フィーニー氏:それは実に素晴らしい指摘だ。これはパブリックブロックチェーンかプライベートブロックチェーンかの議論の背後にある問題でもある。企業がブロックチェーンソリューションを構築する場所についての議論でもあり、数年ごとに変化しているように思える。

 ブロックチェーンは、そのセキュリティと不変性によって価値を実現する。セキュリティと不変性は、分散化とブロックチェーンネットワークのオープン性に由来する。その価値はネットワークの参加者の数に正比例する。全てを最高の状態で備える独自のブロックチェーンネットワークを作成することは可能だ。だが、参加者が1人だけではそのネットワークは役に立たないだろう。

 ただし、企業は現状のパブリックブロックチェーンにシステムを構築したいとは考えていない。データの保持者に関する点で規制にグレーゾーンがあるからだ。ブロックチェーンネットワークを構築したいと当社に相談に来る大企業は、全てのノードを自社で運用したいと考えている。

 プライベートネットワークでも、集中管理型の既存システムよりは優れている。だが、今後数年で企業がErnst & Youngの「Baseline Protocol」やその他のプロトコルを通じてパブリックブロックチェーンを利用するようになるかどうかに関心がある。

 大規模なブロックチェーンネットワークに企業を取り込む方法を見つければ、ブロックチェーンをクローズドに限定せず、その可能性を解き放つことができる。

――ハッカーがブロックチェーンプラットフォームに侵入するケースがありました。こうしたセキュリティインシデントはブロックチェーンに対する信頼に影響すると思いますか。

フィーニー氏:最大の問題は、何がハッキングされたかについて誤解があることだと思う。誰かがBitcoinの台帳をハッキングしたり残高を変更したり、ルールを破ったりした例はない。
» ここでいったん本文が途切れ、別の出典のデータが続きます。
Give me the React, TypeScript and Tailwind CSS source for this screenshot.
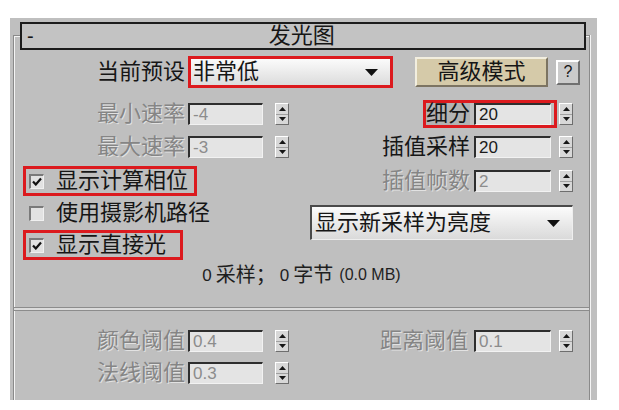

同じことがEthereumにも当てはまる。

 ハッキングされるのはブロックチェーンの上位に位置する交換サービスや集中管理サービスだ。ブロックチェーンを使っているからといって、そのアプリケーションのセキュリティが確保されるわけではない。ブロックチェーンアプリケーションを構築する場合、「オフチェーン」要素のセキュリティを確保する必要がある。

 こうしたハッキングやセキュリティ侵害は人為的なエラーが原因だ。開発者が意図していなかったとしても、スマートコントラクトは誰かが行うことを全て受け入れてしまうバグが含まれる恐れがある。

 コードが意図した通りに正確に機能すると保証することが重要だ。これが、スマートコントラクト監査を行う役割が非常に大きい理由になる。

――大手ソフトウェア企業もブロックチェーンプラットフォームの販売を開始しています。そうした企業を競争相手と考えていますか。

フィーニー氏:Labrysの価値提案の重要な点は、ブロックチェーンにとらわれないことだ。インセンティブがあるという理由だけでブロックチェーンを販売しようとは考えていない。当社が関与する全てのクライアントの問題を精査し、クライアントのビジネスにとって最善の解決策を評価する。それがパブリックブロックチェーンになるかもしれないし、プライベートのハイパー台帳になるかもしれない。そう考えると、販売すべきブロックチェーンプラットフォームを持っている企業(ブロックチェーンプラットフォームを売らないと利益が得られない企業)は、実は不利な立場にあるのではないだろうか。